In the context of stopping and arresting a driver for suspicion of driving while intoxicated, N.J.S.A. 39:4-50, our Supreme Court in Amelio upheld the stop and arrest of a driver based upon two 911 calls from his seventeen-year-old daughter that he was first causing a domestic disturbance, and then left the house drunk and drove away. Amelio, supra, 197 N.J. at 215. The Court concluded the tip was not anonymous, as the daughter identified herself, thereby exposing herself to criminal prosecution if her report was knowingly false, and communicated a commonly understood condition, being "drunk," which gave the police reasonable and articulable suspicion to stop and investigate. Id. at 214-15. In reaching this conclusion, the Court recognized that a report by a concerned citizen is viewed more credible than an anonymous informant because "'such a person is motivated by factors that are consistent with law enforcement goals.'" Id. at 212 (citing Wildoner v. Borough of Ramsey, 162 N.J. 375, 390 (2000) (quoting State v. Davis, 104 N.J. 490, 506 (1986))).

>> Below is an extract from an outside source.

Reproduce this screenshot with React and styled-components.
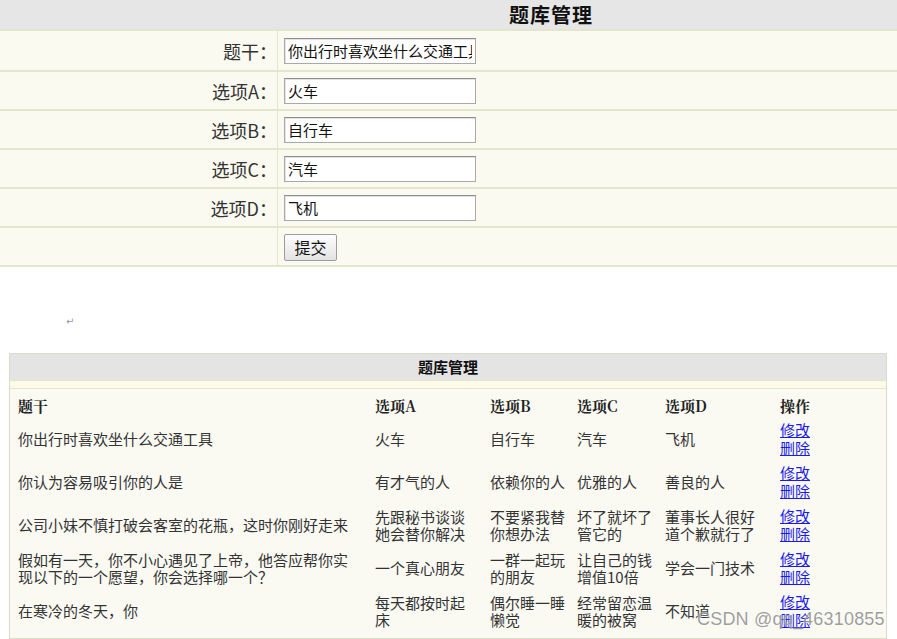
import React from 'react';
import styled, { createGlobalStyle } from 'styled-components';

const Global = createGlobalStyle`
  html, body { margin: 0; padding: 0; background: #fff; }
  body {
    font-family: "Noto Sans CJK SC", "DejaVu Sans", sans-serif;
    color: #333;
    overflow: hidden;
  }
`;

const Page = styled.div`
  position: relative;
  width: 897px;
  height: 639px;
`;

/* ---------- top form ---------- */

const FormTable = styled.div`
  width: 100%;
  background: #fafaf0;
  border-bottom: 2px solid #e3e6cd;
`;

const FormTitle = styled.div`
  height: 31px;
  background: #e6e6e6;
  border-bottom: 2px solid #e3e6cd;
  box-sizing: border-box;
  padding-left: 509px;
  font-size: 20px;
  font-weight: 700;
  line-height: 30px;
  color: #111;
  letter-spacing: 1px;
`;

const FormRow = styled.div`
  display: grid;
  grid-template-columns: 278px 1fr;
  height: 39px;
  box-sizing: border-box;
  border-top: ${({ first }) => (first ? 'none' : '2px solid #e3e6cd')};
`;

const Label = styled.div`
  border-right: 1px solid #e3e6cd;
  display: flex;
  align-items: center;
  justify-content: flex-end;
  padding-right: 0;
  font-size: 18px;
  color: #333;
`;

const Field = styled.div`
  display: flex;
  align-items: center;
  padding-left: 6px;
`;

const Input = styled.input`
  width: 192px;
  height: 26px;
  box-sizing: border-box;
  border: 1px solid #a9a9a9;
  border-top-color: #8c8c8c;
  box-shadow: inset 1px 1px 0 #e3e3e3;
  padding: 0 3px;
  font-family: "Noto Sans CJK SC", sans-serif;
  font-size: 15px;
  color: #111;
  background: #fff;
  outline: none;
`;

const Button = styled.button`
  width: 53px;
  height: 27px;
  margin-top: 1px;
  border: 1px solid #9c9c9c;
  border-radius: 2px;
  background: linear-gradient(#fdfdfd, #e3e3e3);
  font-family: "Noto Sans CJK SC", sans-serif;
  font-size: 16px;
  color: #111;
  padding: 0;
`;

const Return = styled.div`
  margin: 46px 0 0 66px;
  height: 40px;
  font-size: 10px;
  color: #999;
`;

/* ---------- lower list ---------- */

const ListTable = styled.div`
  margin-left: 9px;
  width: 878px;
  height: 286px;
  box-sizing: border-box;
  border: 1px solid #dcdcc8;
  background: #fafaf3;
`;

const ListTitle = styled.div`
  height: 26px;
  background: #e4e4e4;
  border-bottom: 1px solid #e3e6cd;
  text-align: center;
  font-size: 15px;
  font-weight: 700;
  line-height: 26px;
  color: #111;
`;

const Stripe = styled.div`
  height: 7px;
  background: #fbfbe8;
  border-bottom: 1px solid #e3e6cd;
`;

const Grid = styled.div`
  display: grid;
  grid-template-columns: 357px 115px 87px 88px 115px 1fr;
  grid-template-rows: 28px repeat(5, 43px);
`;

const HeadCell = styled.div`
  display: flex;
  align-items: center;
  padding: 4px 0 0 8px;
  font-size: 15px;
  font-weight: 700;
  color: #222;
  font-family: "Noto Serif CJK SC", "Noto Sans CJK SC", serif;
`;

const Cell = styled.div`
  display: flex;
  align-items: center;
  padding: 0 ${({ pr }) => pr || 4}px 0 8px;
  font-size: 15px;
  line-height: 17px;
  color: #333;
  word-break: break-all;
`;

const Ops = styled.div`
  display: flex;
  flex-direction: column;
  justify-content: center;
  padding-left: 8px;
  font-size: 15px;
  line-height: 18px;
`;

const Link = styled.a`
  color: #1a1aee;
  text-decoration: underline;
`;

const Watermark = styled.div`
  position: absolute;
  left: 697px;
  top: 609px;
  font-family: "Liberation Sans", Arial, sans-serif;
  font-size: 18px;
  color: rgba(140, 140, 140, 0.85);
  text-shadow: 0 0 2px rgba(255, 255, 255, 0.9);
  letter-spacing: 0.2px;
  pointer-events: none;
`;

const formFields = [
  ['题干：', '你出行时喜欢坐什么交通工具'],
  ['选项A：', '火车'],
  ['选项B：', '自行车'],
  ['选项C：', '汽车'],
  ['选项D：', '飞机'],
];

const heads = ['题干', '选项A', '选项B', '选项C', '选项D', '操作'];

const rows = [
  ['你出行时喜欢坐什么交通工具', '火车', '自行车', '汽车', '飞机'],
  ['你认为容易吸引你的人是', '有才气的人', '依赖你的人', '优雅的人', '善良的人'],
  ['公司小妹不慎打破会客室的花瓶，这时你刚好走来', '先跟秘书谈谈她会替你解决', '不要紧我替你想办法', '坏了就坏了管它的', '董事长人很好道个歉就行了'],
  ['假如有一天，你不小心遇见了上帝，他答应帮你实现以下的一个愿望，你会选择哪一个？', '一个真心朋友', '一群一起玩的朋友', '让自己的钱增值10倍', '学会一门技术'],
  ['在寒冷的冬天，你', '每天都按时起床', '偶尔睡一睡懒觉', '经常留恋温暖的被窝', '不知道'],
];

const padRight = [16, 9, 4, 2, 12];

export default function App() {
  return (
    <Page>
      <Global />
      <FormTable>
        <FormTitle>题库管理</FormTitle>
        {formFields.map(([label, value], i) => (
          <FormRow key={label} first={i === 0}>
            <Label>{label}</Label>
            <Field>
              <Input defaultValue={value} />
            </Field>
          </FormRow>
        ))}
        <FormRow>
          <Label />
          <Field>
            <Button>提交</Button>
          </Field>
        </FormRow>
      </FormTable>

      <Return>↵</Return>

      <ListTable>
        <ListTitle>题库管理</ListTitle>
        <Stripe />
        <Grid>
          {heads.map((h) => (
            <HeadCell key={h}>{h}</HeadCell>
          ))}
          {rows.map((r) => (
            <React.Fragment key={r[0]}>
              {r.map((c, j) => (
                <Cell key={j} pr={padRight[j]}>{c}</Cell>
              ))}
              <Ops>
                <Link href="#">修改</Link>
                <Link href="#">删除</Link>
              </Ops>
            </React.Fragment>
          ))}
        </Grid>
      </ListTable>

      <Watermark>CSDN @qq_46310855</Watermark>
    </Page>
  );
}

Applying these principles to this case, we conclude that there was reasonable and articulable suspicion to stop the defendant and investigate his condition. The police received sufficient detail from an identified 911 caller that defendant was driving in a manner that indicated defendant was intoxicated. Defendant was reported to be driving erratically by slowing down and then increasing his speed, swerving upon the approach of oncoming traffic, and driving on the wrong side of the road. As in Galotta, the information conveyed was "an unmistakable sense that the caller [was presently] witness[ing] an ongoing offense that implicates a risk of imminent death or serious injury to a particular person such as a vehicle's driver or to the public at large." Galotta, supra, 178 N.J. at 221-23. The fact that the arresting officer was not informed of this behavior by either dispatcher nor observed it himself prior to stopping the defendant's vehicle does not invalidate the stop. Similar to the situations in Hensley and Crawley, law enforcement's possession of reliable information established probable cause to stop defendant. To rule otherwise would distort constitutional meaning of a reasonable search and seizure, and unnecessarily burden police in preventing the often tragic occurrences caused by driving under the influence.
Affirm.
I hereby certify that the foregoing is a true copy of the original on file in my office.